Currently submitted to: Journal of Medical Internet Research
Date Submitted: Feb 16, 2026
Open Peer Review Period: Feb 17, 2026 - Apr 14, 2026
(currently open for review)
Warning: This is an author submission that is not peer-reviewed or edited. Preprints - unless they show as "accepted" - should not be relied on to guide clinical practice or health-related behavior and should not be reported in news media as established information.
Re-assembling primary care therapies with virtual technologies: An Actor Network Theory Analysis of Pandemic Telerehabilitation
ABSTRACT
Background:
The COVID-19 pandemic triggered an abrupt transition to virtual rehabilitation across physiotherapy, occupational therapy, and respiratory therapy. While telerehabilitation research has documented feasibility and patient satisfaction, less is known about how professionals navigated the destabilization and reassembly of care practices during this transformation. Existing literature frames virtual care as a technical substitution for in-person services, overlooking the deeper reconfiguration of the socio-technical networks that organize therapeutic work.
Objective:
Applying actor-network theory (ANT), we examined how rehabilitation professionals reconfigured their practices through technology during the first year of the pandemic.
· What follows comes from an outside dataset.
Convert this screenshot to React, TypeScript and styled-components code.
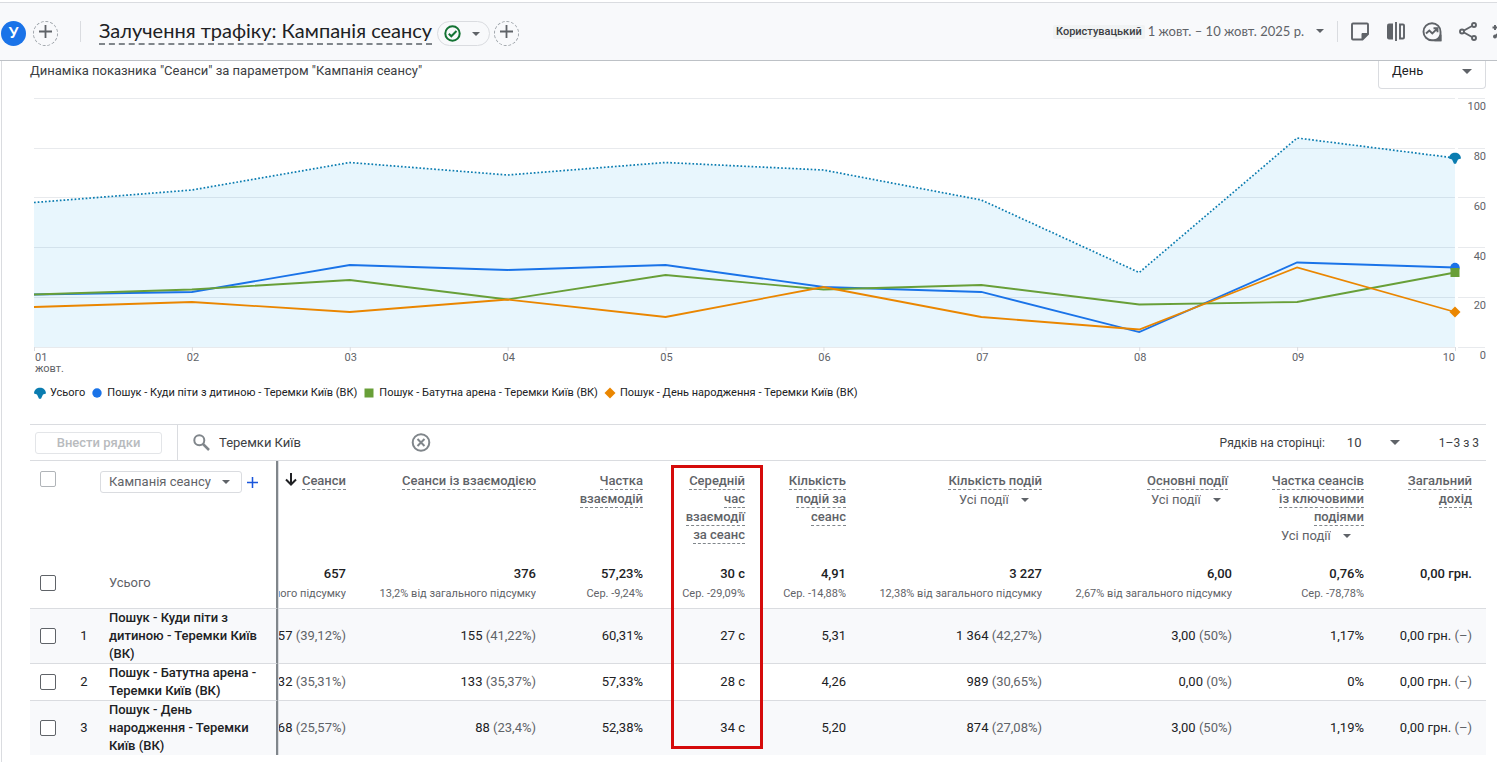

We explored how digital tools, domestic spaces, and new sensory practices reshaped therapeutic presence, professional identity, and the environments in which care was enacted.
Methods:
We conducted a secondary analysis of longitudinal diary-interview data collected from 16 Canadian rehabilitation professionals (occupational therapists, physiotherapists, and respiratory therapists) working in community-based primary care in Ontario and Manitoba (2020-2021). Participants recorded audio diaries over 12 weeks and completed two follow-up interviews. Analysis followed an interpretive approach informed by Science and Technology Studies, tracing how human and technological actors were enrolled, adapted, and redefined within emerging care assemblages.
Results:
Three interconnected processes characterized the reconfiguration of rehabilitation: (1) technology as active participant, where digital platforms mediated rather than merely transmitted therapeutic reasoning and clinical decision-making; (2) reconfiguration of therapeutic presence, as sensory attention and embodiment were redistributed across screens, sounds, and new forms of spatial choreography; and (3) enrollment of domestic spaces as clinical environments, as clinicians' and patients' homes became sites of care shaped by new ethical, material, and relational dynamics. These processes reveal that virtual rehabilitation constituted a new form of care co-produced by humans, technologies, and spaces rather than a digitized replication of traditional practice.
Conclusions:
The pandemic exposed rehabilitation as a socio-technical practice sustained through the coordination of multiple actors rather than professional expertise alone. Virtual care redefined therapeutic presence when traditional boundaries between clinical and domestic, human and technological, were blurred. Recognizing virtual care as a distinct modality underscores the need to integrate technology-mediated competencies into rehabilitation education and practice. Future research should incorporate patient perspectives and direct observation to trace how these care networks evolve.